Gavin, a native of Dublin, said Sydney reminded him of Ireland's capital. They caught a game of Australian Rules football and found it similar to Gaelic football.

When the Hogans told locals that their next stop was Mansfield, in the state of Victoria to the south, "people either didn't know it or wondered why we were going there," Marianne said. The couple's answer was that it was the only timeshare they were able to get in Australia that week.

The long drive there in the rental car was "beautiful," said Marianne. "It got hilly and there were black cows in the fields, and then it got mountainous. It was very rural and natural looking." But as the terrain grew more desolate, "we were getting a little worried," she said. "We didn't know where we were going or what would be there."

Mansfield turned out to be a charming ski town, though the time share, the Mansfield Country Resort, is 9 miles from Mansfield and surrounded by national parks, including the state's largest, Alpine National Park.

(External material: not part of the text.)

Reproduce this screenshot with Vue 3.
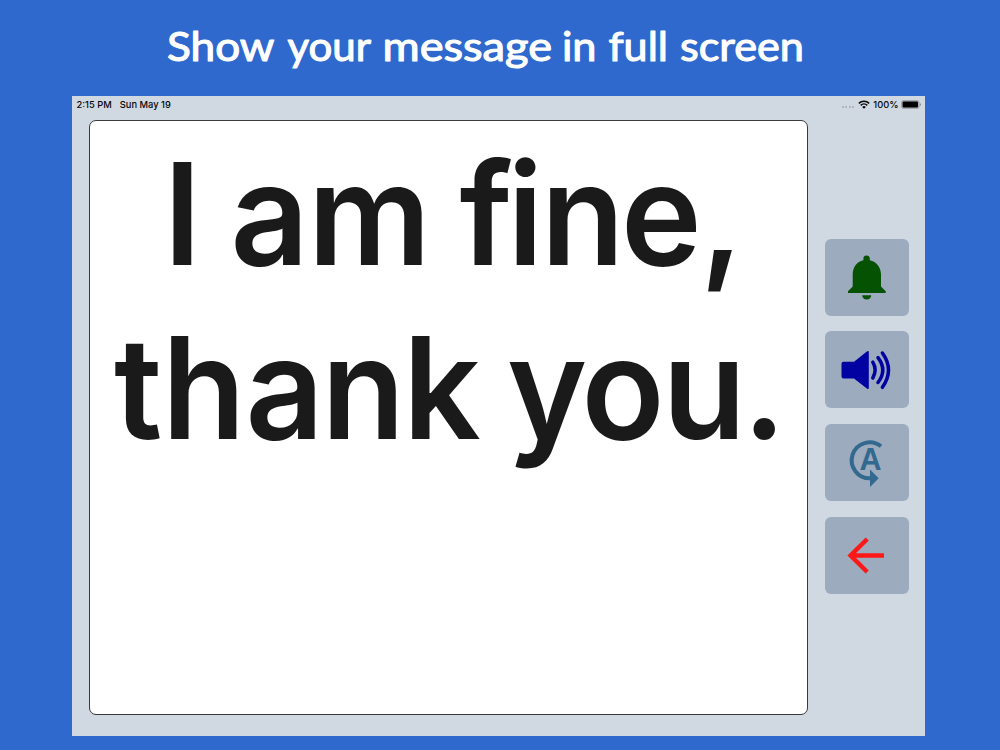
<script setup>
const title = [
  { text: 'Show', x: 167, w: 107.5 },
  { text: 'your', x: 287.5, w: 83.5 },
  { text: 'message', x: 382.5, w: 169.5 },
  { text: 'in', x: 562, w: 34.5 },
  { text: 'full', x: 608.5, w: 59.5 },
  { text: 'screen', x: 680, w: 124 },
]

const stretch = 0.965
const lines = [
  { text: 'I am fine,', y: 265, xs: [163.5, 200, 230.5, 308, 430, 459.5, 507.5, 541, 621, 700] },
  { text: 'thank you.', y: 438.7, xs: [114, 162, 245.5, 321.5, 403, 480, 507, 581.5, 662.5, 742.5] },
]
const positions = (xs) => xs.map((x) => (x / stretch).toFixed(2)).join(' ')
</script>

<template>
  <div class="page">
    <h1 class="title">
      <svg width="1000" height="96">
        <text v-for="t in title" :key="t.text" :x="t.x" y="61" :textLength="t.w" lengthAdjust="spacingAndGlyphs">{{ t.text }}</text>
      </svg>
    </h1>
    <div class="tablet">
      <header class="status">
        <span class="time">2:15 PM</span>
        <span class="date">Sun May 19</span>
        <span class="spacer"></span>
        <span class="dots"><i></i><i></i><i></i><i></i></span>
        <svg class="wifi" width="12" height="9" viewBox="0 0 12 9">
          <g fill="none" stroke="#080808" stroke-width="1.5">
            <path d="M.8 3.4a7.4 7.4 0 0 1 10.4 0" />
            <path d="M2.7 5.4a4.7 4.7 0 0 1 6.6 0" />
          </g>
          <path d="M6 8.7 4.2 6.9a2.6 2.6 0 0 1 3.6 0Z" fill="#080808" />
        </svg>
        <span class="pct">100%</span>
        <svg class="battery" width="20" height="9" viewBox="0 0 20 9">
          <rect x=".4" y=".4" width="17.8" height="8.2" rx="2.4" fill="#a9b0b7" stroke="#90979e" stroke-width=".7" />
          <rect x="1.6" y="1.6" width="15.4" height="5.9" rx="1.1" fill="#000" />
          <path d="M19 3v3q1-.5 1-1.500T19 3Z" fill="#858b91" />
        </svg>
      </header>
      <div class="body">
        <main class="message">
          <svg viewBox="90 121 717 593">
            <g :transform="`scale(${stretch} 1)`">
              <text v-for="l in lines" :key="l.text" :x="positions(l.xs)" :y="l.y">{{ l.text }}</text>
            </g>
          </svg>
        </main>
        <nav class="actions">
          <button aria-label="Bell">
            <svg viewBox="0 0 83 77" fill="#055202">
              <path d="M41.500 16.500a3.300 3.300 0 0 1 3.300 3.500v1.300C51.500 22.800 56 28.500 56 35.500V47.500l4.700 4.700V54H23v-1.800l4.700-4.700V35.500c0-7 4-12.700 10.700-14.200V20a3.200 3.200 0 0 1 3.100-3.500Z" />
              <path d="M37.200 56.300h9a4.500 4.300 0 0 1-9 0Z" />
            </svg>
          </button>
          <button aria-label="Speak">
            <svg viewBox="0 0 83 77">
              <path d="M18.500 30.800H29L42.200 20.200q1.600-.8 1.600 1V56.800q0 1.700-1.600 1L29 47.500H18.500q-2 0-2-2V32.800q0-2 2-2Z" fill="#0202a2" />
              <g fill="none" stroke="#0202a2" stroke-width="3.500" stroke-linecap="round">
                <path d="M47.800 31.200Q52.500 39 47.800 47" />
                <path d="M53 26.600Q62.600 39 53 51.500" />
                <path d="M57.400 22Q69.600 39 57.400 56.300" />
              </g>
            </svg>
          </button>
          <button aria-label="Rotate text">
            <svg viewBox="0 0 83 77">
              <path d="M56 22.300A18 18 0 1 0 45.500 54.300" fill="none" stroke="#33688f" stroke-width="4" />
              <path d="M45 45.500v17.500l8.700-8.700Z" fill="#33688f" />
              <text class="letter" x="45.500" y="46.300" text-anchor="middle">A</text>
            </svg>
          </button>
          <button aria-label="Back">
            <svg viewBox="0 0 83 77" fill="none" stroke="#ff1818" stroke-width="4.500">
              <path d="M59 38.500H27M42.200 22 25.600 38.500 42.200 55" />
            </svg>
          </button>
        </nav>
      </div>
    </div>
  </div>
</template>

<style>
body { margin: 0; }
</style>

<style scoped>
.page { width: 1000px; height: 750px; background: #2f69ce; overflow: hidden; font-family: Inter, "Liberation Sans", sans-serif; }
.title { margin: 0; height: 96.400px; }
.title svg { display: block; }
.title text { font: 400 40.500px Lato, sans-serif; fill: #fff; stroke: #fff; stroke-width: 1.1; stroke-linejoin: round; }
.tablet { box-sizing: border-box; width: 853px; height: 640px; margin-left: 72px; background: #d0d8e2; }
.status { display: flex; align-items: center; height: 16px; padding: 0 4.500px 0 4.500px; font-size: 9.350px; font-weight: 500; color: #080808; white-space: nowrap; }
.date { margin-left: 8px; }
.spacer { flex: 1; }
.dots { display: flex; gap: 1.400px; margin: 5px 4px 0 0; }
.dots i { width: 2px; height: 2px; border-radius: 50%; background: #a5abb3; }
.pct { margin: 0 2px 0 3px; }
.body { display: flex; padding: 7.600px 16.500px 0 17px; justify-content: space-between; }
.message { box-sizing: border-box; width: 719px; height: 595px; border: 1px solid #383a3d; border-radius: 7px; background: #fff; }
.message svg { display: block; width: 717px; height: 593px; }
.message text { font: 600 141.300px Inter, sans-serif; font-kerning: none; fill: #1a1a1a; white-space: pre; }
.actions { display: flex; flex-direction: column; gap: 15.700px; padding-top: 118.800px; }
button { display: block; width: 83.500px; height: 77px; padding: 0; border: 0; border-radius: 6px; background: #9cabbe; }
button svg { display: block; width: 83px; height: 77px; }
.letter { font: 700 30.500px "Liberation Sans", sans-serif; fill: #33688f; }
</style>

"We were in a little cottage," Marianne said. "And the night we pulled in, what was waiting for us but a family of kangaroos!" She said, there are so many kangaroos there that cars are equipped with large metal bumpers to protect them in case of accidents.

The couple spent much time "bush walking" or hiking. "Everything was dense and lush in high country," she said. They were thrilled to also see wallabies, echidnas, wombats, and cockatoos.

After driving back to Sydney, they flew north to the Great Barrier Reef area of Queensland for the final leg of their journey. They stayed in Cairns and spent one day snorkeling off Green Island at the Great Barrier Reef and another on a 4-mile gondola ride over the rainforest canopy of Kuranda.

Another highlight was when they rented a convertible and headed north to Cape Tribulation National Park and Great Barrier Reef Marine Park.

"We're driving along the Captain Cook Highway to this area and we turned a corner, and boom — it was tropical paradise," Marianne said. "We had no idea it was going to be like this. We also didn't know how stunning the views would be on the way there. It was breathtaking."

Their "trip of a lifetime" ended, thanks to a missed flight, with an unexpected day in Auckland, New Zealand. As energetic travelers, the Hogans made the most of it.